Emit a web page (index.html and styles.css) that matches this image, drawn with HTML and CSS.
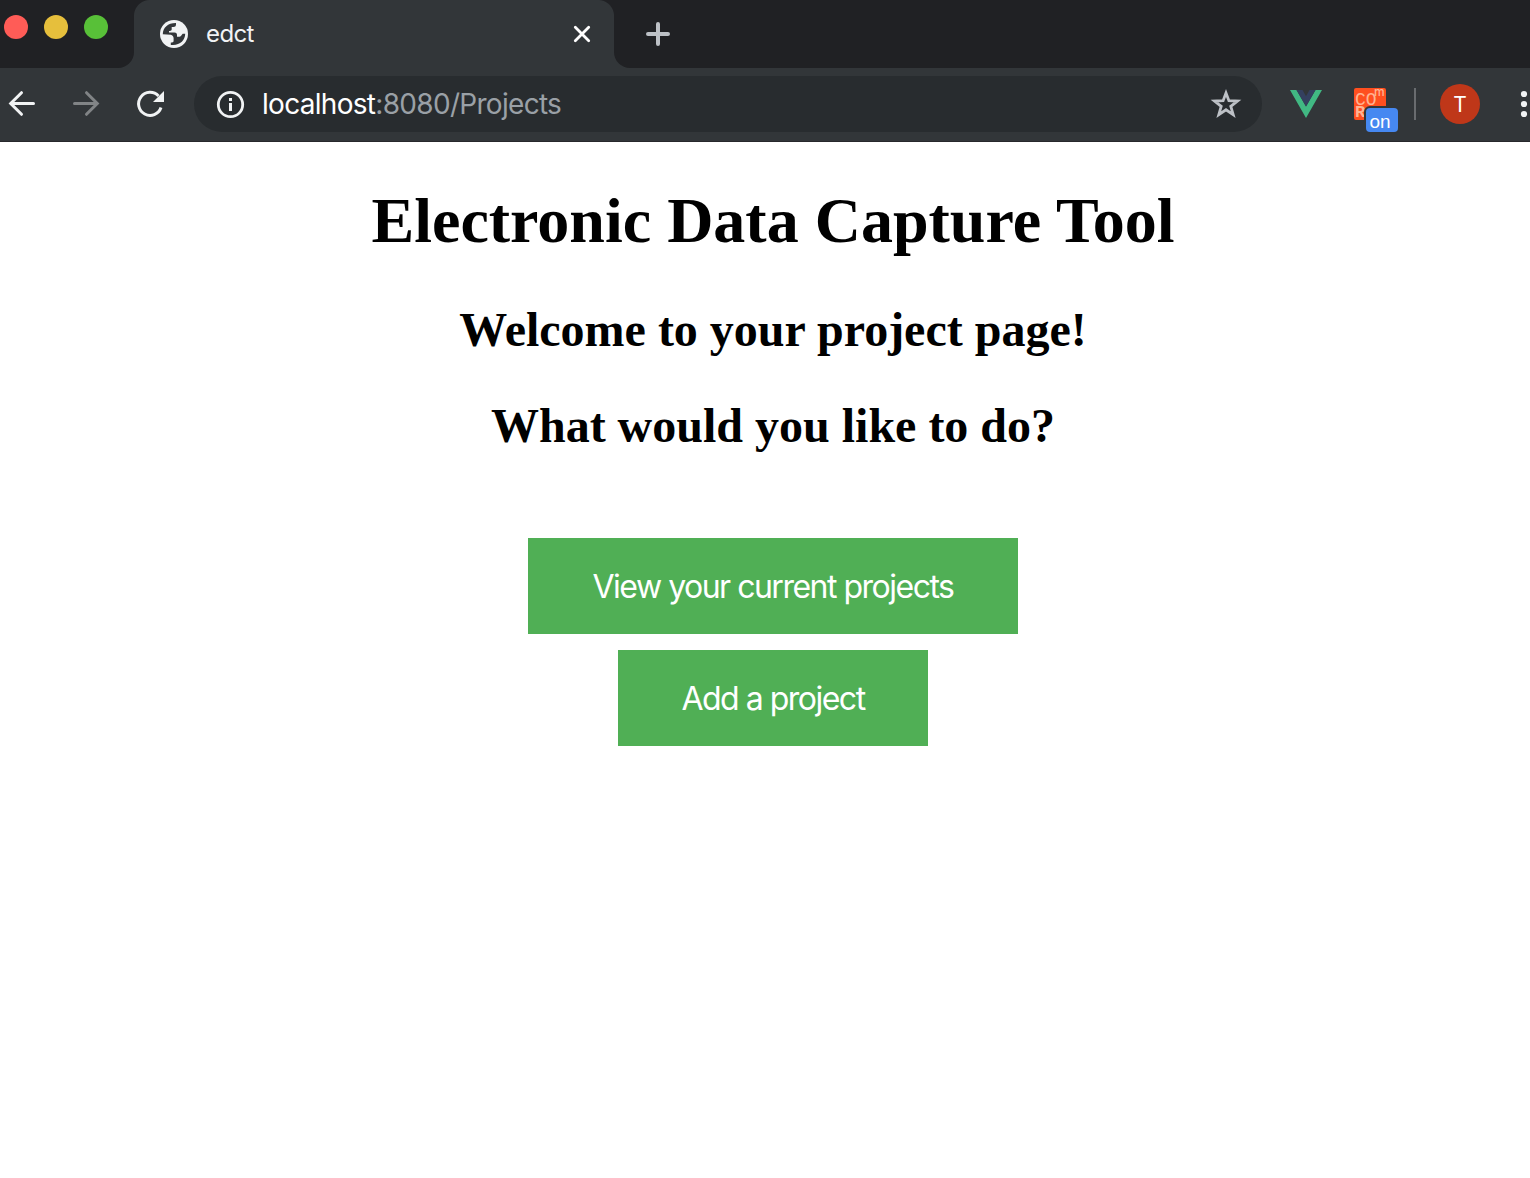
FILE: index.html
```html
<!DOCTYPE html>
<html lang="en">
<head>
<meta charset="utf-8">
<title>edct</title>
<link rel="stylesheet" href="styles.css">
</head>
<body>
<header class="tabstrip">
  <div class="lights"><span class="light red"></span><span class="light yellow"></span><span class="light green"></span></div>
  <div class="tab">
    <svg class="globe" viewBox="0 0 28 28"><circle cx="14" cy="14" r="14" fill="#f1f3f4"/><path d="M2.800 14.200C2.800 7.500 8 2.800 16 2.900V4.500C16 6.200 15 7 13.300 7H11.700V9.300C11.700 10.300 11 11 9.700 11H9V12.500H14.500C16.300 12.500 17 13.500 17 15V16.700H19.500C21.500 16.700 21.700 13.800 23.200 13.800H25.200C25.200 20.500 19.500 26 10.800 24.900V22.400H12C13 22.400 13.600 21.700 13.600 20.700V18.200C13.600 16.300 12.500 15.300 10.800 14.700Z" fill="#323639"/></svg>
    <span class="tab-title">edct</span>
    <svg class="close" viewBox="0 0 16 16"><path d="M1.300 1.300 14.700 14.700M14.700 1.300 1.300 14.700"/></svg>
  </div>
  <svg class="plus" viewBox="0 0 24 24"><path d="M12 2V22M2 12H22"/></svg>
</header>
<nav class="toolbar">
  <svg class="arrow" viewBox="0 0 28 28"><path d="M25.500 13.500H3M13.500 2.700 2.700 13.500 13.500 24.300"/></svg>
  <svg class="arrow forward" viewBox="0 0 28 28"><path d="M2.500 13.500H25M14.500 2.700 25.300 13.500 14.500 24.300"/></svg>
  <svg class="reload" viewBox="0 0 28 28"><path class="arc" d="M25 17.500A11.500 11.500 0 1 1 22.500 6"/><path d="M28 1V12H17Z"/></svg>
  <div class="omnibox">
    <svg class="info" viewBox="0 0 28 28"><circle cx="14.500" cy="14.500" r="12.200"/><path d="M13 13H16V21H13ZM13 8H16V11H13Z"/></svg>
    <span class="url"><span class="host">localhost</span>:8080/Projects</span>
    <svg class="star" viewBox="0 0 30 30"><path d="M15 4 17.900 11.700 26.500 12 19.800 17.300 22.200 25.700 15 20.800 7.800 25.700 10.200 17.300 3.500 12 12.100 11.700Z"/></svg>
  </div>
  <svg class="vue" viewBox="0 0 32 28"><path d="M0 0H6.500L16 16.500 25.500 0H32L16 28Z" fill="#41b883"/><path d="M6.500 0H12.500L16 6.200 19.500 0H25.500L16 16.500Z" fill="#34405f"/></svg>
  <div class="cors"><span class="cors-co">CO</span><span class="cors-r">R</span><span class="cors-m">m</span><span class="badge">on</span></div>
  <span class="divider"></span>
  <span class="avatar">T</span>
  <svg class="menu" viewBox="0 0 10 28"><circle cx="5" cy="4" r="3.100"/><circle cx="5" cy="14" r="3.100"/><circle cx="5" cy="24" r="3.100"/></svg>
</nav>
<main class="page">
  <h1>Electronic Data Capture Tool</h1>
  <h2>Welcome to your project page!</h2>
  <h2>What would you like to do?</h2>
  <div class="actions">
    <button class="btn view">View your current projects</button>
    <button class="btn add">Add a project</button>
  </div>
</main>
</body>
</html>
```
FILE: styles.css
```css
* { box-sizing: border-box; }
body { margin: 0; background: #fff; overflow: hidden; font-family: Inter, "Liberation Sans", sans-serif; }
svg { flex: none; display: block; overflow: visible; fill: none; }
.tabstrip { display: flex; height: 68px; background: linear-gradient(90deg, #323639 640px, #202124 640px); }
.lights { display: flex; gap: 16px; padding: 15px 0 0 4px; width: 134px; background: #202124; border-bottom-right-radius: 16px; }
.light { width: 24px; height: 24px; border-radius: 50%; }
.red { background: #ff5c57; }
.yellow { background: #e6bf3c; }
.green { background: #58c038; }
.tab { display: flex; align-items: center; width: 480px; padding: 0 24px 0 26px; background: #323639; position: relative; }
.tab::before, .tab::after { content: ""; position: absolute; top: 0; width: 16px; height: 16px; }
.tab::before { left: 0; background: radial-gradient(circle at 16px 16px, transparent 15.500px, #202124 16.500px); }
.tab::after { right: 0; background: radial-gradient(circle at 0 16px, transparent 15.500px, #202124 16.500px); }
.globe { width: 28px; height: 28px; }
.tab-title { margin-left: 18px; padding-bottom: 2px; flex: 1; font-size: 24px; letter-spacing: -.6px; color: #f1f3f4; }
.close { width: 16px; height: 16px; stroke: #fff; stroke-width: 2.800; stroke-linecap: round; }
.plus { box-sizing: content-box; width: 24px; height: 24px; padding: 22px 860px 22px 32px; background: #202124; border-bottom-left-radius: 16px; stroke: #bdc1c6; stroke-width: 4; stroke-linecap: round; }
.toolbar { display: flex; align-items: center; height: 74px; padding: 0 0 1px 8px; background: #323639; border-bottom: 1px solid #27282b; }
.arrow { width: 28px; height: 28px; stroke: #f1f3f4; stroke-width: 3; stroke-linecap: round; }
.forward { margin-left: 36px; stroke: #818486; }
.reload { width: 28px; height: 28px; margin-left: 36px; fill: #f1f3f4; }
.arc { fill: none; stroke: #f1f3f4; stroke-width: 3; }
.omnibox { display: flex; align-items: center; width: 1068px; height: 56px; margin: 0 28px 0 30px; padding: 0 21px 0 22px; background: #282c2f; border-radius: 28px; }
.info { width: 28px; height: 28px; stroke: #f1f3f4; stroke-width: 2.800; }
.info path { fill: #f1f3f4; stroke: none; }
.url { flex: 1; margin-left: 18px; font-size: 28px; letter-spacing: -.7px; color: #9aa0a6; white-space: nowrap; }
.host { color: #fff; }
.star { width: 30px; height: 30px; stroke: #bdc1c6; stroke-width: 2.800; }
.vue { width: 32px; height: 28px; }
.cors { position: relative; width: 32px; height: 32px; margin-left: 32px; background: #ff4f1f; border-radius: 2px; color: #ffb392; font-family: "Liberation Mono", monospace; }
.cors span { position: absolute; }
.cors .cors-co { left: 1px; top: 7px; width: 22px; height: 11px; font-size: 18px; line-height: 11px; }
.cors .cors-r { left: 1px; top: 19px; width: 11px; height: 11px; font: bold 17px/11px "Liberation Mono", monospace; }
.cors .cors-m { left: 20px; top: 0; height: 7px; font: 500 12px/7px Inter, sans-serif; }
.cors .badge { left: 12px; top: 20px; width: 32px; height: 24px; border-radius: 4px; background: #4688f1; box-shadow: 0 0 0 2px #323639; color: #fff; font: 19px/27px "Liberation Sans", Arial, sans-serif; text-align: center; padding-right: 4px; }
.divider { width: 2px; height: 32px; margin-left: 28px; background: #696c6f; }
.avatar { width: 40px; height: 40px; flex: none; margin-left: 24px; border-radius: 50%; background: #bf3719; color: #fff; font-size: 21px; line-height: 41px; text-align: center; }
.menu { width: 10px; height: 28px; margin-left: 39px; fill: #f1f3f4; }
.page { padding: 42px 0 0 16px; text-align: center; color: #000; }
h1, h2 { margin: 0; font-family: "Liberation Serif", "Times New Roman", serif; font-weight: 700; }
h1 { font-size: 64px; line-height: 74px; margin-bottom: 44px; }
h2 { font-size: 48px; line-height: 56px; margin-bottom: 40px; }
.actions { display: flex; flex-direction: column; align-items: center; gap: 16px; padding-top: 44px; }
.btn { height: 96px; padding: 1px 0 0; border: 0; background: #50af55; color: #fff; font: 32px Inter, sans-serif; letter-spacing: -1.5px; white-space: nowrap; }
.view { width: 490px; }
.add { width: 310px; }
```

━━━

Repeat verbatim all the material, but not the pictures.

Emit a web page (index.html and styles.css) that matches this image, drawn with HTML and CSS.
FILE: index.html
```html
<!DOCTYPE html>
<html lang="en">
<head>
<meta charset="utf-8">
<title>edct</title>
<link rel="stylesheet" href="styles.css">
</head>
<body>
<header class="tabstrip">
  <div class="lights"><span class="light red"></span><span class="light yellow"></span><span class="light green"></span></div>
  <div class="tab">
    <svg class="globe" viewBox="0 0 28 28"><circle cx="14" cy="14" r="14" fill="#f1f3f4"/><path d="M2.800 14.200C2.800 7.500 8 2.800 16 2.900V4.500C16 6.200 15 7 13.300 7H11.700V9.300C11.700 10.300 11 11 9.700 11H9V12.500H14.500C16.300 12.500 17 13.500 17 15V16.700H19.500C21.500 16.700 21.700 13.800 23.200 13.800H25.200C25.200 20.500 19.500 26 10.800 24.900V22.400H12C13 22.400 13.600 21.700 13.600 20.700V18.200C13.600 16.300 12.500 15.300 10.800 14.700Z" fill="#323639"/></svg>
    <span class="tab-title">edct</span>
    <svg class="close" viewBox="0 0 16 16"><path d="M1.300 1.300 14.700 14.700M14.700 1.300 1.300 14.700"/></svg>
  </div>
  <svg class="plus" viewBox="0 0 24 24"><path d="M12 2V22M2 12H22"/></svg>
</header>
<nav class="toolbar">
  <svg class="arrow" viewBox="0 0 28 28"><path d="M25.500 13.500H3M13.500 2.700 2.700 13.500 13.500 24.300"/></svg>
  <svg class="arrow forward" viewBox="0 0 28 28"><path d="M2.500 13.500H25M14.500 2.700 25.300 13.500 14.500 24.300"/></svg>
  <svg class="reload" viewBox="0 0 28 28"><path class="arc" d="M25 17.500A11.500 11.500 0 1 1 22.500 6"/><path d="M28 1V12H17Z"/></svg>
  <div class="omnibox">
    <svg class="info" viewBox="0 0 28 28"><circle cx="14.500" cy="14.500" r="12.200"/><path d="M13 13H16V21H13ZM13 8H16V11H13Z"/></svg>
    <span class="url"><span class="host">localhost</span>:8080/Projects</span>
    <svg class="star" viewBox="0 0 30 30"><path d="M15 4 17.900 11.700 26.500 12 19.800 17.300 22.200 25.700 15 20.800 7.800 25.700 10.200 17.300 3.500 12 12.100 11.700Z"/></svg>
  </div>
  <svg class="vue" viewBox="0 0 32 28"><path d="M0 0H6.500L16 16.500 25.500 0H32L16 28Z" fill="#41b883"/><path d="M6.500 0H12.500L16 6.200 19.500 0H25.500L16 16.500Z" fill="#34405f"/></svg>
  <div class="cors"><span class="cors-co">CO</span><span class="cors-r">R</span><span class="cors-m">m</span><span class="badge">on</span></div>
  <span class="divider"></span>
  <span class="avatar">T</span>
  <svg class="menu" viewBox="0 0 10 28"><circle cx="5" cy="4" r="3.100"/><circle cx="5" cy="14" r="3.100"/><circle cx="5" cy="24" r="3.100"/></svg>
</nav>
<main class="page">
  <h1>Electronic Data Capture Tool</h1>
  <h2>Welcome to your project page!</h2>
  <h2>What would you like to do?</h2>
  <div class="actions">
    <button class="btn view">View your current projects</button>
    <button class="btn add">Add a project</button>
  </div>
</main>
</body>
</html>
```
FILE: styles.css
```css
* { box-sizing: border-box; }
body { margin: 0; background: #fff; overflow: hidden; font-family: Inter, "Liberation Sans", sans-serif; }
svg { flex: none; display: block; overflow: visible; fill: none; }
.tabstrip { display: flex; height: 68px; background: linear-gradient(90deg, #323639 640px, #202124 640px); }
.lights { display: flex; gap: 16px; padding: 15px 0 0 4px; width: 134px; background: #202124; border-bottom-right-radius: 16px; }
.light { width: 24px; height: 24px; border-radius: 50%; }
.red { background: #ff5c57; }
.yellow { background: #e6bf3c; }
.green { background: #58c038; }
.tab { display: flex; align-items: center; width: 480px; padding: 0 24px 0 26px; background: #323639; position: relative; }
.tab::before, .tab::after { content: ""; position: absolute; top: 0; width: 16px; height: 16px; }
.tab::before { left: 0; background: radial-gradient(circle at 16px 16px, transparent 15.500px, #202124 16.500px); }
.tab::after { right: 0; background: radial-gradient(circle at 0 16px, transparent 15.500px, #202124 16.500px); }
.globe { width: 28px; height: 28px; }
.tab-title { margin-left: 18px; padding-bottom: 2px; flex: 1; font-size: 24px; letter-spacing: -.6px; color: #f1f3f4; }
.close { width: 16px; height: 16px; stroke: #fff; stroke-width: 2.800; stroke-linecap: round; }
.plus { box-sizing: content-box; width: 24px; height: 24px; padding: 22px 860px 22px 32px; background: #202124; border-bottom-left-radius: 16px; stroke: #bdc1c6; stroke-width: 4; stroke-linecap: round; }
.toolbar { display: flex; align-items: center; height: 74px; padding: 0 0 1px 8px; background: #323639; border-bottom: 1px solid #27282b; }
.arrow { width: 28px; height: 28px; stroke: #f1f3f4; stroke-width: 3; stroke-linecap: round; }
.forward { margin-left: 36px; stroke: #818486; }
.reload { width: 28px; height: 28px; margin-left: 36px; fill: #f1f3f4; }
.arc { fill: none; stroke: #f1f3f4; stroke-width: 3; }
.omnibox { display: flex; align-items: center; width: 1068px; height: 56px; margin: 0 28px 0 30px; padding: 0 21px 0 22px; background: #282c2f; border-radius: 28px; }
.info { width: 28px; height: 28px; stroke: #f1f3f4; stroke-width: 2.800; }
.info path { fill: #f1f3f4; stroke: none; }
.url { flex: 1; margin-left: 18px; font-size: 28px; letter-spacing: -.7px; color: #9aa0a6; white-space: nowrap; }
.host { color: #fff; }
.star { width: 30px; height: 30px; stroke: #bdc1c6; stroke-width: 2.800; }
.vue { width: 32px; height: 28px; }
.cors { position: relative; width: 32px; height: 32px; margin-left: 32px; background: #ff4f1f; border-radius: 2px; color: #ffb392; font-family: "Liberation Mono", monospace; }
.cors span { position: absolute; }
.cors .cors-co { left: 1px; top: 7px; width: 22px; height: 11px; font-size: 18px; line-height: 11px; }
.cors .cors-r { left: 1px; top: 19px; width: 11px; height: 11px; font: bold 17px/11px "Liberation Mono", monospace; }
.cors .cors-m { left: 20px; top: 0; height: 7px; font: 500 12px/7px Inter, sans-serif; }
.cors .badge { left: 12px; top: 20px; width: 32px; height: 24px; border-radius: 4px; background: #4688f1; box-shadow: 0 0 0 2px #323639; color: #fff; font: 19px/27px "Liberation Sans", Arial, sans-serif; text-align: center; padding-right: 4px; }
.divider { width: 2px; height: 32px; margin-left: 28px; background: #696c6f; }
.avatar { width: 40px; height: 40px; flex: none; margin-left: 24px; border-radius: 50%; background: #bf3719; color: #fff; font-size: 21px; line-height: 41px; text-align: center; }
.menu { width: 10px; height: 28px; margin-left: 39px; fill: #f1f3f4; }
.page { padding: 42px 0 0 16px; text-align: center; color: #000; }
h1, h2 { margin: 0; font-family: "Liberation Serif", "Times New Roman", serif; font-weight: 700; }
h1 { font-size: 64px; line-height: 74px; margin-bottom: 44px; }
h2 { font-size: 48px; line-height: 56px; margin-bottom: 40px; }
.actions { display: flex; flex-direction: column; align-items: center; gap: 16px; padding-top: 44px; }
.btn { height: 96px; padding: 1px 0 0; border: 0; background: #50af55; color: #fff; font: 32px Inter, sans-serif; letter-spacing: -1.5px; white-space: nowrap; }
.view { width: 490px; }
.add { width: 310px; }
```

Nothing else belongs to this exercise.